To practically apply this change, officials administering a throw-in following a made basket or foul requiring a resetting of the shot-clock, will have to confirm the start of the shot clock as usual and periodically check the shot clock as it approaches 25 seconds. If there is an interruption of play as the ball is advanced in the backcourt due to a time out, a violation or out-of-bounds situation caused by the defense, the 10 seconds will be measured from the remaining time on the shot-clock.
These same rules will apply after control is obtained by the defensive team after a missed try, tap or free throw, or by either team after a jump ball. To assist the administering trail official in the monitoring of the 10-second backcourt count, both the Center and new Lead official will now be allowed to make the 10-second backcourt violation call.
Obviously, this change makes it imperative that there is competent shot-clock operation on the administrative side, and heightened shot-clock awareness on the officiating side. We believe both can be achieved this season which would allow the WCAC to remain current on rule changes impacting their game.
CREW OF TWO – TABLE SIDE MECHANICS
As a result of the mandate by the Office of the State Interpreter, tableside mechanics will be introduced to Board 12 officiating standards as prescribed by the National Federation of State High School Associations (NFHS). This change in reporting shooting fouls will result in the calling official remaining at the table.
Specifically, Part 2.4.2 (E) of the 2013-15 NFHS Basketball Officials Manual states in part:
1. Officials should switch positions on all non-shooting fouls.
2. For shooting fouls, the calling official reports the foul to table, then remains table side at Trail. The calling official has the option of going to Lead (opposite table) to avoid a confrontational situation with coach/bench, i.e. after a technical foul or disqualifying foul. The practice should be rarely used and should be discussed thoroughly in the pregame conference.
It should be noted that “shooting fouls” include fouls resulting in bonus free throws, as well as those in the act of shooting. As discussed at the November 6, 2013 meeting, this change is effective immediately in all Board 12 scrimmages and games (including Crews of Three) and will likely impact the opportunity to communicate with head coaches. Both the Crew of Three mechanics and coach communications will be discussed in subsequent Rules Interpretations. In the interim, coaches have been advised of this change and encouraged to ask “questions” which in turn will result in “answers”.
This mechanics change, while relatively minor, still presents a challenge to our ability to officiate at a high level by increasing interaction with coaches. Rules knowledge, crisp signs and accurate playcalling combined should insure our success.

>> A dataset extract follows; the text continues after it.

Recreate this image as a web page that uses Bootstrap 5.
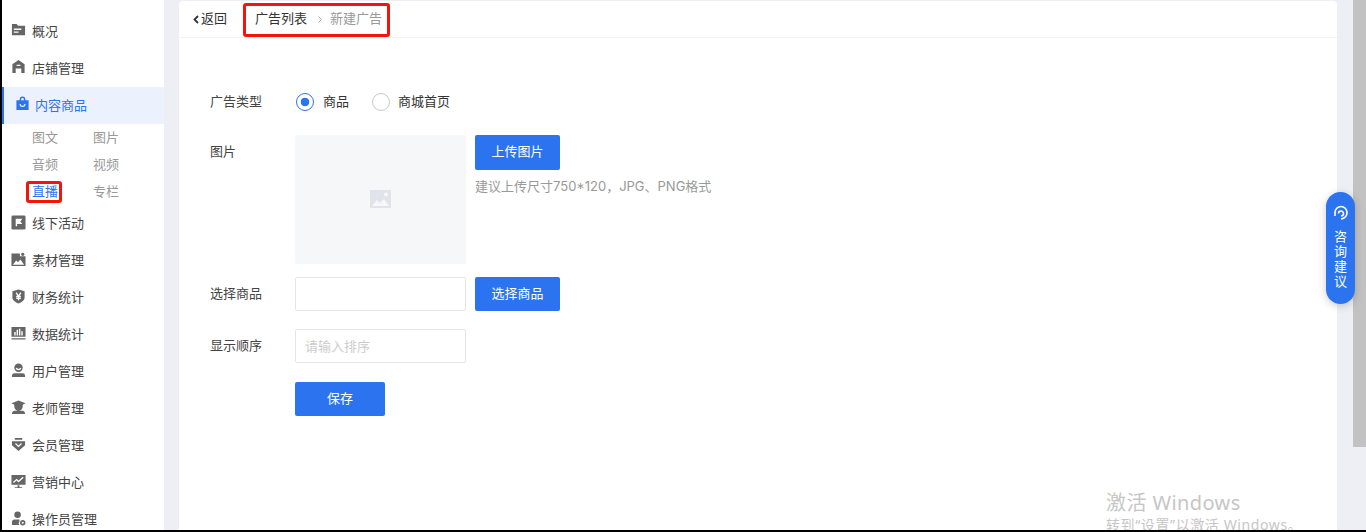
<!DOCTYPE html>
<html lang="en">
<head>
<meta charset="UTF-8">
<title>新建广告</title>
<link rel="stylesheet" href="https://cdn.jsdelivr.net/npm/bootstrap@5.3.0/dist/css/bootstrap.min.css">
<script defer src="https://cdn.jsdelivr.net/npm/bootstrap@5.3.0/dist/js/bootstrap.bundle.min.js"></script>
<style>
html, body { height: 532px; overflow: hidden; }
body { font-family: "Noto Sans", "Noto Sans CJK SC", sans-serif; font-size: 13px; color: #333; background: #000; }
.shell { height: 530px; margin-left: 2px; background: #eeeff4; overflow: hidden; }
.side { width: 162px; flex: none; background: #fff; padding-top: 13px; }
.side-item { height: 37px; display: flex; align-items: center; padding-left: 9px; gap: 6px; color: #444; }
.side-item svg { width: 15px; height: 15px; flex: none; fill: #666; margin-top: -4px; }
.side-item.on { background: #ebf2fe; color: #2c74ef; border-left: 2px solid #2c74ef; padding-left: 11px; gap: 5px; }
.side-item.on svg { fill: #2c74ef; }
.sub-grid { display: grid; grid-template-columns: 61px 61px; grid-auto-rows: 27px; padding-left: 30px; padding-bottom: .5px; align-items: center; color: #999; }
.sub-live { color: #2c74ef; position: relative; }
.mark-box { position: absolute; border: 3px solid #f5140c; border-radius: 3px; }
.mark-live { left: -6px; top: -1px; width: 36px; height: 22px; }
.main-card { width: 1158px; margin-left: 15px; height: 540px; background: #fff; border-radius: 4px; margin-top: 1px; flex: none; }
.top-bar { height: 37px; border-bottom: 1px solid #f3f3f5; }
.back-link { width: 65px; padding-left: 14px; color: #333; gap: 2px; }
.back-link svg { width: 6px; height: 9px; fill: none; stroke: #333; stroke-width: 1.8; }
.crumb { position: relative; padding-left: 11px; gap: 8px; }
.crumb .past { color: #999; }
.crumb svg { width: 4px; height: 7px; fill: none; stroke: #aaa; stroke-width: 1; margin-left: 3px; }
.mark-crumb { left: -1px; top: -6px; width: 147px; height: 34px; }
.form-area { padding: 54px 0 0 31px; }
.lbl { width: 85px; flex: none; color: #444; }
.type-row { margin-bottom: 23px; }
.radio-dot { width: 18px; height: 18px; border-radius: 50%; border: 1px solid #c8c8c8; background: #fff; flex: none; }
.radio-dot.sel { border-color: #2c74ef; background: radial-gradient(circle, #2c74ef 0 4px, #fff 4.6px); margin-left: 1px; }
.radio-text { margin: 0 23px 0 9px; }
.pic-row { margin-bottom: 13px; }
.pic-lbl { padding-top: 7px; }
.pic-box { width: 171px; height: 129px; background: #f6f7f9; border-radius: 2px; }
.pic-box svg { width: 21px; height: 18px; fill: #e1e3ea; }
.pic-side { margin-left: 9px; }
.blue-btn { background: #2c74ef; color: #fff; border: 0; border-radius: 2px; width: 85px; height: 35px; font-size: 13px; padding: 0; }
.blue-btn:hover { background: #2c74ef; color: #fff; }
.save-btn { width: 90px; height: 34px; }
.hint { color: #999; margin-top: 7px; font-family: Inter, "Noto Sans CJK SC", sans-serif; }
.pick-row { margin-bottom: 18px; }
.pick-row .blue-btn { height: 34px; margin-left: 9px; }
.order-row { margin-bottom: 19px; }
.box-input { width: 171px; height: 34px; border: 1px solid #e5e5e5; border-radius: 2px; padding: 0 9px; font-size: 13px; font-family: inherit; outline: 0; }
.box-input::placeholder { color: #ccc; }
.track { width: 13px; flex: none; margin-left: 16px; background: #eeeff4; }
.thumb { height: 447px; background: #c2c2c2; }
.help-pill { position: absolute; left: 1326px; top: 192px; width: 29px; height: 112px; background: #2c74ef; color: #fff; border-radius: 15px; box-shadow: 0 2px 8px rgba(0,0,0,.2); padding-top: 13px; }
.help-pill svg { width: 16px; height: 16px; margin-bottom: 9px; fill: none; stroke: #fff; stroke-width: 1.6; }
.pill-text { writing-mode: vertical-rl; text-orientation: upright; letter-spacing: 2px; line-height: 1; margin-right: 2px; }
.win-mark { position: absolute; left: 1106px; top: 491px; color: #c6c6c6; line-height: 1.2; white-space: nowrap; }
.win-mark .big { font-size: 20px; margin-bottom: 2px; letter-spacing: .4px; }
.win-mark .sm { font-size: 14px; letter-spacing: .6px; }
.bottom-edge { position: absolute; left: 0; top: 530px; width: 100%; height: 2px; background: #000; }
.ic-cut { fill: #fff; }
.ic-line { fill: none; stroke: #fff; stroke-width: 1.4; }
</style>
</head>
<body>
<div class="shell d-flex">
  <aside class="side">
    <div class="side-item"><svg viewBox="0 0 16 16"><path d="M1 2h5l1.500 2H15v10H1zM3 7v1.500h8V7zM3 10v1.500h5V10z" fill-rule="evenodd"/></svg>概况</div>
    <div class="side-item"><svg viewBox="0 0 16 16"><path d="M8 1l6.500 4.500V15H11v-5H5v5H1.500V5.500zM6 6v1.500h4V6z" fill-rule="evenodd"/></svg>店铺管理</div>
    <div class="side-item on"><svg viewBox="0 0 16 16"><path d="M5 4.500V3.500a3 3 0 0 1 6 0v1h3.500V15h-13V4.500zM6.500 4.500h3v-1a1.500 1.500 0 0 0-3 0zM4.800 8.500a3.200 3.200 0 0 0 6.400 0H10a2 2 0 0 1-4 0z" fill-rule="evenodd"/></svg>内容商品</div>
    <div class="sub-grid">
      <span>图文</span><span>图片</span>
      <span>音频</span><span>视频</span>
      <span class="sub-live">直播<span class="mark-box mark-live"></span></span><span>专栏</span>
    </div>
    <div class="side-item"><svg viewBox="0 0 16 16"><rect x="0.500" y="0.500" width="15" height="15" rx="1.500"/><path class="ic-cut" d="M5 4h7l-2 2.800 2 2.700H6.500V12H5z"/></svg>线下活动</div>
    <div class="side-item"><svg viewBox="0 0 16 16"><path d="M0.500 1.500h9v3h6v10.500h-15z"/><circle cx="12.500" cy="2.500" r="1.700"/><path class="ic-cut" d="M2 13.500l3.500-4.500 2 2 2.500-3 4 5.500z"/></svg>素材管理</div>
    <div class="side-item"><svg viewBox="0 0 16 16"><path d="M8 .5l6.500 2V9c0 3-3 5-6.500 6.500C4.500 14 1.500 12 1.500 9V2.500z"/><path class="ic-line" d="M5.500 4L8 7.500 10.500 4M8 7.500V12M5.500 8h5M5.500 10h5"/></svg>财务统计</div>
    <div class="side-item"><svg viewBox="0 0 16 16"><path d="M.5 1h15v10.500H.5zM.5 13h15v1.500H.5z"/><path class="ic-cut" d="M3.500 6.500h1.500V10H3.500zM6 4h1.500v6H6zM8.500 3h1.500v7H8.500zM11 5.500h1.500V10H11z"/></svg>数据统计</div>
    <div class="side-item"><svg viewBox="0 0 16 16"><circle cx="8" cy="5" r="4.500"/><path class="ic-line" d="M5.500 5.500a2.800 2.800 0 0 0 5 0"/><path d="M4 11h8a3 3 0 0 1 3 3v1H1v-1a3 3 0 0 1 3-3z"/></svg>用户管理</div>
    <div class="side-item"><svg viewBox="0 0 16 16"><path d="M8 .5l7.500 3-3 1.500V7a4.500 4.500 0 0 1-9 0V5L.5 3.500zM4 11.500h8a3 3 0 0 1 3 2.500v1H1v-1a3 3 0 0 1 3-2.500z"/></svg>老师管理</div>
    <div class="side-item"><svg viewBox="0 0 16 16"><path d="M4 1h8v1.800H4zM1 4.500h14v4.300L8 15 1 8.800z"/><path class="ic-line" d="M4.800 7L8 10l3.200-3"/></svg>会员管理</div>
    <div class="side-item"><svg viewBox="0 0 16 16"><path d="M.5 1h15v10.500H.5zM7 12h2v2h3v1H4v-1h3z"/><path class="ic-line" d="M2.500 9l3.500-3 2 2 5-4.500"/></svg>营销中心</div>
    <div class="side-item"><svg viewBox="0 0 16 16"><circle cx="7" cy="4" r="3.500"/><path d="M4 9h5v2a3 3 0 0 0 0 4H1v-3a3 3 0 0 1 3-3z"/><circle cx="12.500" cy="12.500" r="2" fill="none" stroke="#666" stroke-width="1.800"/></svg>操作员管理</div>
  </aside>
  <main class="main-card">
    <div class="top-bar d-flex align-items-center">
      <div class="back-link d-flex align-items-center"><svg viewBox="0 0 6 9"><path d="M5 1L1.500 4.500 5 8"/></svg>返回</div>
      <div class="crumb d-flex align-items-center">
        <span>广告列表</span><svg viewBox="0 0 4 7"><path d="M.5.5l3 3-3 3"/></svg><span class="past">新建广告</span>
        <span class="mark-box mark-crumb"></span>
      </div>
    </div>
    <div class="form-area">
      <div class="d-flex align-items-center type-row">
        <div class="lbl">广告类型</div>
        <span class="radio-dot sel"></span><span class="radio-text">商品</span>
        <span class="radio-dot"></span><span class="ms-2">商城首页</span>
      </div>
      <div class="d-flex pic-row">
        <div class="lbl pic-lbl">图片</div>
        <div class="pic-box d-flex align-items-center justify-content-center">
          <svg viewBox="0 0 21 18"><path d="M0 0h21v18H0zM2 16h17l-5-7-4 4-3-3zM16 2.500a2 2 0 1 0 .01 0z" fill-rule="evenodd"/></svg>
        </div>
        <div class="pic-side">
          <button class="btn blue-btn" type="button">上传图片</button>
          <div class="hint">建议上传尺寸750*120，JPG、PNG格式</div>
        </div>
      </div>
      <div class="d-flex align-items-center pick-row">
        <div class="lbl">选择商品</div>
        <input class="box-input" type="text">
        <button class="btn blue-btn" type="button">选择商品</button>
      </div>
      <div class="d-flex align-items-center order-row">
        <div class="lbl">显示顺序</div>
        <input class="box-input" type="text" placeholder="请输入排序">
      </div>
      <div class="d-flex">
        <div class="lbl"></div>
        <button class="btn blue-btn save-btn" type="button">保存</button>
      </div>
    </div>
  </main>
  <div class="track"><div class="thumb"></div></div>
</div>
<div class="help-pill d-flex flex-column align-items-center">
  <svg viewBox="0 0 16 16"><path d="M2 11V7.500a6 6 0 0 1 12 0c0 4-3 6-6 6.500"/><path d="M5.500 8.500a2.500 2.500 0 1 1 5 0c0 1.500-1.200 2.500-2.500 2.500"/></svg>
  <div class="pill-text">咨询建议</div>
</div>
<div class="win-mark"><div class="big">激活 Windows</div><div class="sm">转到“设置”以激活 Windows。</div></div>
<div class="bottom-edge"></div>
</body>
</html>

For those interested, I highly recommend the NFHS Officials Manual as a resource. It addresses such topics as Basketball Officiating Philosophy, Personal Characteristics and Game Management/Awareness. It is available at the NFHS website (www.nfhs.org) or can be purchased (as I did) from MPSSAA for around $8.00. There is no discount for bulk sales through NFHS but members of NFHS should have the opportunity to view it online. I am waiting for a response from NFHS as to membership and hopefully will have an answer at the November 13, 2013 meeting.